» Data excerpt
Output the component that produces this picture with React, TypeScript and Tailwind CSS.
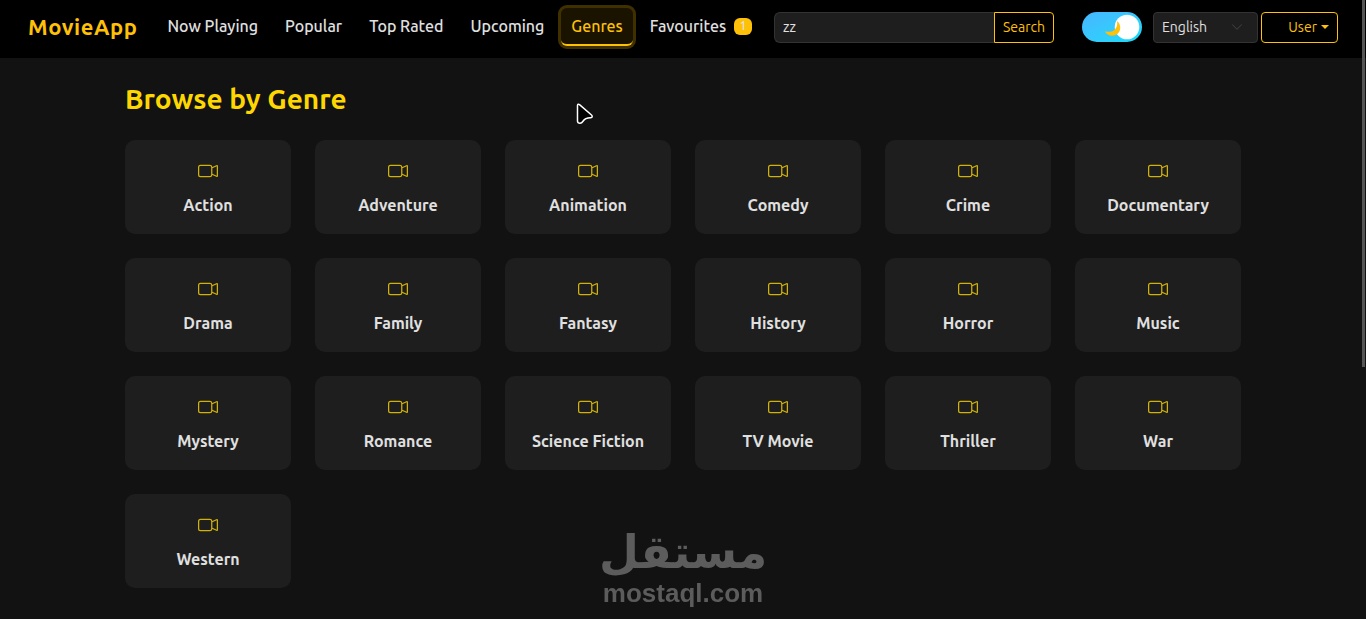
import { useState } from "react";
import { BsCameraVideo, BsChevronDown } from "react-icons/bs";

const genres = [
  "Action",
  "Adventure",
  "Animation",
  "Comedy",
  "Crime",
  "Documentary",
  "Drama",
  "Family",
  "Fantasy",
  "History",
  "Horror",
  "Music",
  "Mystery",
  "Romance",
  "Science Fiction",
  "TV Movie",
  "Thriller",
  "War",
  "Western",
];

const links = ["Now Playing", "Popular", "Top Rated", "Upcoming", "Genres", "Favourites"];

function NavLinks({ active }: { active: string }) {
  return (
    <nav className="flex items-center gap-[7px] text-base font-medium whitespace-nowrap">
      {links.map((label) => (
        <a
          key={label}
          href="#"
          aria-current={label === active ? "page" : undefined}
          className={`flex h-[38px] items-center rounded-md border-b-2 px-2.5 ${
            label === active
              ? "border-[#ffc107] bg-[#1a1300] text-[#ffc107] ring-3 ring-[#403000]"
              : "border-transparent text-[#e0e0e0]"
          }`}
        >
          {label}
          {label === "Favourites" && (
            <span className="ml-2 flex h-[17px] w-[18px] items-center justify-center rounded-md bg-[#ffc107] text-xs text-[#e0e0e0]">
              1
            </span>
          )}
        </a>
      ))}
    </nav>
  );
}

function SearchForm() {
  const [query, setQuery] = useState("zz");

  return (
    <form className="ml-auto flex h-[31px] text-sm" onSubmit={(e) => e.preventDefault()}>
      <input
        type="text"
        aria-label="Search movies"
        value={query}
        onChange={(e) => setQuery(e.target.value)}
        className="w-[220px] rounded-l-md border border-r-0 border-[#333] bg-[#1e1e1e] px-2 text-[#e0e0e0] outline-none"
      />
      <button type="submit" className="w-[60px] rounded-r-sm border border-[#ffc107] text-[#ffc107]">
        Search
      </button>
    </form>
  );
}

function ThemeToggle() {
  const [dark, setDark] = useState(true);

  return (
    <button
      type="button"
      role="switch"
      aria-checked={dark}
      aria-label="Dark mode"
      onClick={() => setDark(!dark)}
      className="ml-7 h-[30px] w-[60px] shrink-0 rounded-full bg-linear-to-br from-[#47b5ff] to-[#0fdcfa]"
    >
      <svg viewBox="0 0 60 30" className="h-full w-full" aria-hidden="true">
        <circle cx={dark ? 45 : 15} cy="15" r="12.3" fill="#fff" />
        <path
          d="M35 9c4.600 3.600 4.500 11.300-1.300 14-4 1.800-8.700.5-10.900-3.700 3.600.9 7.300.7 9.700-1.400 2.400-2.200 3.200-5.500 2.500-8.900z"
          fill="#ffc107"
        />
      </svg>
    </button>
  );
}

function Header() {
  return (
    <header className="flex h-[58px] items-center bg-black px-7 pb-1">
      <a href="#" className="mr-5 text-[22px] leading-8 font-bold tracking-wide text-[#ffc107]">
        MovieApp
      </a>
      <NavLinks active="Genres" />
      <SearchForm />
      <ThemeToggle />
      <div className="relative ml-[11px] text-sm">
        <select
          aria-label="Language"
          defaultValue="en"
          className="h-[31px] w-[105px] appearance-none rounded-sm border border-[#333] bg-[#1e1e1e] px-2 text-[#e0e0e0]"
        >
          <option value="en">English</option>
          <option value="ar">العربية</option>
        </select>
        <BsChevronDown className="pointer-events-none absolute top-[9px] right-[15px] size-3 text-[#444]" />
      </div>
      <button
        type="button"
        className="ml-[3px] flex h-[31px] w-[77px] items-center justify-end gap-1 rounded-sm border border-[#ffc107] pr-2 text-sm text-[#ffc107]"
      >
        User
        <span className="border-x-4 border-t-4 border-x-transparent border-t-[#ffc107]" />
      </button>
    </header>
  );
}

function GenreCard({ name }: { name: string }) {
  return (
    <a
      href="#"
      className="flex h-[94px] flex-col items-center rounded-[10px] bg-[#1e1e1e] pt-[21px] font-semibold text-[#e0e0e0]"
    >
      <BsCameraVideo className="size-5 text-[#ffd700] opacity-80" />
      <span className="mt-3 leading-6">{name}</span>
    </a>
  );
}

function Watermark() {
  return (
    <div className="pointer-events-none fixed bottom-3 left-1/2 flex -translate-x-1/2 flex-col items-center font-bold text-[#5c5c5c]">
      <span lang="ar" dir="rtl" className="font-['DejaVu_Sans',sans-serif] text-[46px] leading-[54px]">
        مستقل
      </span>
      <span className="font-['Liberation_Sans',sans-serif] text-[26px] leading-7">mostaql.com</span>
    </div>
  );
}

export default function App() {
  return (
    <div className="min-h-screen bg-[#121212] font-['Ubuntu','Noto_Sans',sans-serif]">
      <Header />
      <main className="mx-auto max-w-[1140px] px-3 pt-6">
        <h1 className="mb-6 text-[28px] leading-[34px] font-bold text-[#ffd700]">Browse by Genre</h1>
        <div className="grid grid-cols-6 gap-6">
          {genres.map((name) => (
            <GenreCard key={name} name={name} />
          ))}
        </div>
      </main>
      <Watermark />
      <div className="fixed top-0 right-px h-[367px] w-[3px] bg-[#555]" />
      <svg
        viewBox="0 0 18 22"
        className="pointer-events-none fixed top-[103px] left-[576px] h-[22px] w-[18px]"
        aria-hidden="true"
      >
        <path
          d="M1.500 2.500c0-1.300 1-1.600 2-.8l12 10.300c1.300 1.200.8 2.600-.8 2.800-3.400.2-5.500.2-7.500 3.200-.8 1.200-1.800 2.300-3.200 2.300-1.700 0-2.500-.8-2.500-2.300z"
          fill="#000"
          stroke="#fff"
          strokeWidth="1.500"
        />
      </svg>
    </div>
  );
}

» Required work
Quote in full the listing given above; the images are to be left out.

» Output for this task
Output the component that produces this picture with React, TypeScript and Tailwind CSS.
import { useState } from "react";
import { BsCameraVideo, BsChevronDown } from "react-icons/bs";

const genres = [
  "Action",
  "Adventure",
  "Animation",
  "Comedy",
  "Crime",
  "Documentary",
  "Drama",
  "Family",
  "Fantasy",
  "History",
  "Horror",
  "Music",
  "Mystery",
  "Romance",
  "Science Fiction",
  "TV Movie",
  "Thriller",
  "War",
  "Western",
];

const links = ["Now Playing", "Popular", "Top Rated", "Upcoming", "Genres", "Favourites"];

function NavLinks({ active }: { active: string }) {
  return (
    <nav className="flex items-center gap-[7px] text-base font-medium whitespace-nowrap">
      {links.map((label) => (
        <a
          key={label}
          href="#"
          aria-current={label === active ? "page" : undefined}
          className={`flex h-[38px] items-center rounded-md border-b-2 px-2.5 ${
            label === active
              ? "border-[#ffc107] bg-[#1a1300] text-[#ffc107] ring-3 ring-[#403000]"
              : "border-transparent text-[#e0e0e0]"
          }`}
        >
          {label}
          {label === "Favourites" && (
            <span className="ml-2 flex h-[17px] w-[18px] items-center justify-center rounded-md bg-[#ffc107] text-xs text-[#e0e0e0]">
              1
            </span>
          )}
        </a>
      ))}
    </nav>
  );
}

function SearchForm() {
  const [query, setQuery] = useState("zz");

  return (
    <form className="ml-auto flex h-[31px] text-sm" onSubmit={(e) => e.preventDefault()}>
      <input
        type="text"
        aria-label="Search movies"
        value={query}
        onChange={(e) => setQuery(e.target.value)}
        className="w-[220px] rounded-l-md border border-r-0 border-[#333] bg-[#1e1e1e] px-2 text-[#e0e0e0] outline-none"
      />
      <button type="submit" className="w-[60px] rounded-r-sm border border-[#ffc107] text-[#ffc107]">
        Search
      </button>
    </form>
  );
}

function ThemeToggle() {
  const [dark, setDark] = useState(true);

  return (
    <button
      type="button"
      role="switch"
      aria-checked={dark}
      aria-label="Dark mode"
      onClick={() => setDark(!dark)}
      className="ml-7 h-[30px] w-[60px] shrink-0 rounded-full bg-linear-to-br from-[#47b5ff] to-[#0fdcfa]"
    >
      <svg viewBox="0 0 60 30" className="h-full w-full" aria-hidden="true">
        <circle cx={dark ? 45 : 15} cy="15" r="12.3" fill="#fff" />
        <path
          d="M35 9c4.600 3.600 4.500 11.300-1.300 14-4 1.800-8.700.5-10.900-3.700 3.600.9 7.300.7 9.700-1.400 2.400-2.200 3.200-5.500 2.500-8.900z"
          fill="#ffc107"
        />
      </svg>
    </button>
  );
}

function Header() {
  return (
    <header className="flex h-[58px] items-center bg-black px-7 pb-1">
      <a href="#" className="mr-5 text-[22px] leading-8 font-bold tracking-wide text-[#ffc107]">
        MovieApp
      </a>
      <NavLinks active="Genres" />
      <SearchForm />
      <ThemeToggle />
      <div className="relative ml-[11px] text-sm">
        <select
          aria-label="Language"
          defaultValue="en"
          className="h-[31px] w-[105px] appearance-none rounded-sm border border-[#333] bg-[#1e1e1e] px-2 text-[#e0e0e0]"
        >
          <option value="en">English</option>
          <option value="ar">العربية</option>
        </select>
        <BsChevronDown className="pointer-events-none absolute top-[9px] right-[15px] size-3 text-[#444]" />
      </div>
      <button
        type="button"
        className="ml-[3px] flex h-[31px] w-[77px] items-center justify-end gap-1 rounded-sm border border-[#ffc107] pr-2 text-sm text-[#ffc107]"
      >
        User
        <span className="border-x-4 border-t-4 border-x-transparent border-t-[#ffc107]" />
      </button>
    </header>
  );
}

function GenreCard({ name }: { name: string }) {
  return (
    <a
      href="#"
      className="flex h-[94px] flex-col items-center rounded-[10px] bg-[#1e1e1e] pt-[21px] font-semibold text-[#e0e0e0]"
    >
      <BsCameraVideo className="size-5 text-[#ffd700] opacity-80" />
      <span className="mt-3 leading-6">{name}</span>
    </a>
  );
}

function Watermark() {
  return (
    <div className="pointer-events-none fixed bottom-3 left-1/2 flex -translate-x-1/2 flex-col items-center font-bold text-[#5c5c5c]">
      <span lang="ar" dir="rtl" className="font-['DejaVu_Sans',sans-serif] text-[46px] leading-[54px]">
        مستقل
      </span>
      <span className="font-['Liberation_Sans',sans-serif] text-[26px] leading-7">mostaql.com</span>
    </div>
  );
}

export default function App() {
  return (
    <div className="min-h-screen bg-[#121212] font-['Ubuntu','Noto_Sans',sans-serif]">
      <Header />
      <main className="mx-auto max-w-[1140px] px-3 pt-6">
        <h1 className="mb-6 text-[28px] leading-[34px] font-bold text-[#ffd700]">Browse by Genre</h1>
        <div className="grid grid-cols-6 gap-6">
          {genres.map((name) => (
            <GenreCard key={name} name={name} />
          ))}
        </div>
      </main>
      <Watermark />
      <div className="fixed top-0 right-px h-[367px] w-[3px] bg-[#555]" />
      <svg
        viewBox="0 0 18 22"
        className="pointer-events-none fixed top-[103px] left-[576px] h-[22px] w-[18px]"
        aria-hidden="true"
      >
        <path
          d="M1.500 2.500c0-1.300 1-1.600 2-.8l12 10.300c1.300 1.200.8 2.600-.8 2.800-3.400.2-5.500.2-7.500 3.200-.8 1.200-1.800 2.300-3.200 2.300-1.700 0-2.500-.8-2.500-2.300z"
          fill="#000"
          stroke="#fff"
          strokeWidth="1.500"
        />
      </svg>
    </div>
  );
}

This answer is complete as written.